If the claims are upheld, Judge Murray Snow can award the DOJ management oversight of the department or appoint a Receiver to institute reforms. The filing largely leaves it to the judge to prescribe specific remedies. Still, this lawsuit has real teeth.
Arpaio has been a self-promoting lightening rod in Arizona politics since coming to office in the early 1990s. Crazy Joe calls himself “America’s Toughest Sheriff” and prides himself on terrorizing Phoenix area Hispanics and jail prisoners. The latter he makes wear pink underwear, which makes him popular with the kind of redneck who favors prison as a form of torture. But it’s mostly all for show. Like almost all other men, the fellows in the Maricopa County Jail don’t really spend much time thinking about the color of their chonies.
To me, Arpaio seems like a guy of only modest intelligence (George Zimmerman again comes to mind) who defaults to being a professional “prick” because the language requirements for that job are small. He understands the work. “America’s Biggest Ass,” is probably a better description, more of a blowhard like Bull Connor than an intelligent bigot like, say, George Wallace.

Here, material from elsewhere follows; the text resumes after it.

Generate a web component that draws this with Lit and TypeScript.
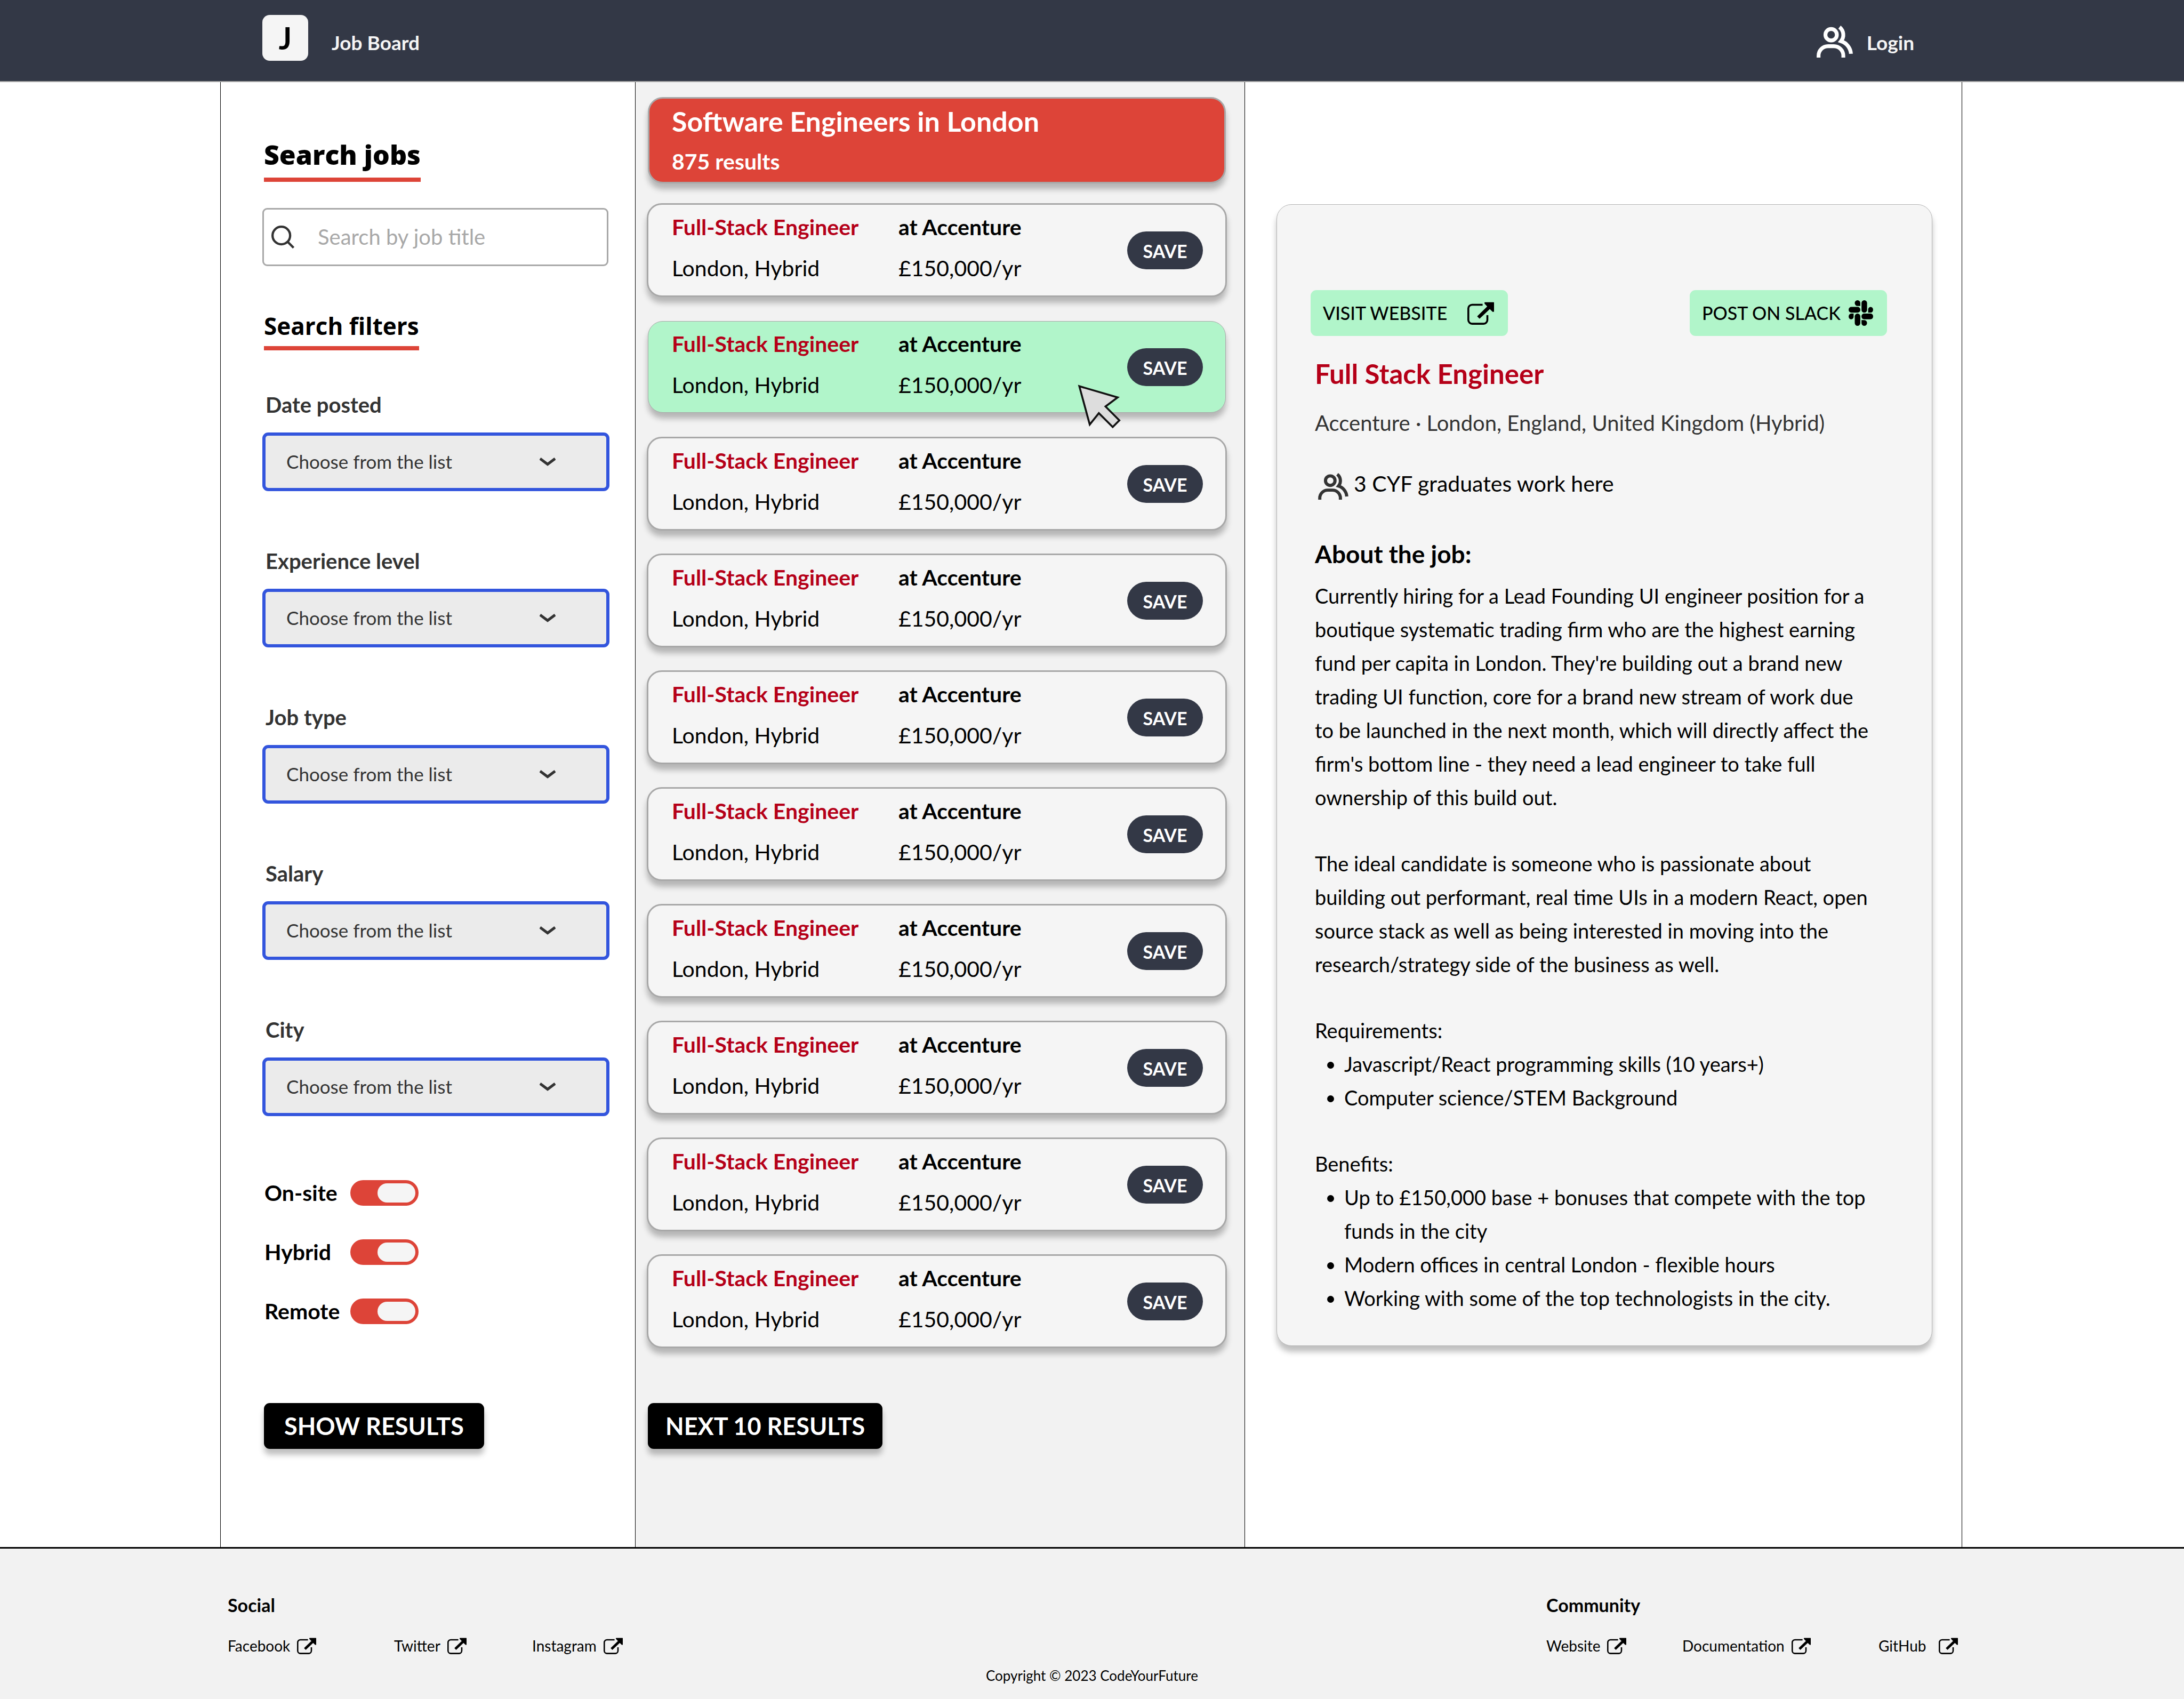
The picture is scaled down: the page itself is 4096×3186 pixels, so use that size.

But modest intellect notwithstanding, Arpaio has still been able to do a lot of damage, both to Arizona’s Mexican descendants and to Arizona politics. In fact, some believe that Arizona’s SB1070 was a direct payoff to Arpaio, brokered by deposed state-senator Russell Pearce a former Arpaio deputy. If the suspicion is true, SB1070 was brought to Brewer as a way to give Arpaio cover from lawsuits. In exchange (the theory goes) he agreed not to challenge her in her primary race.
So now America gets its day in court in the Joe Arpaio matter. It’s been a long time coming. And for Arizona’s many citizens who aren’t racists, justice can’t come soon enough.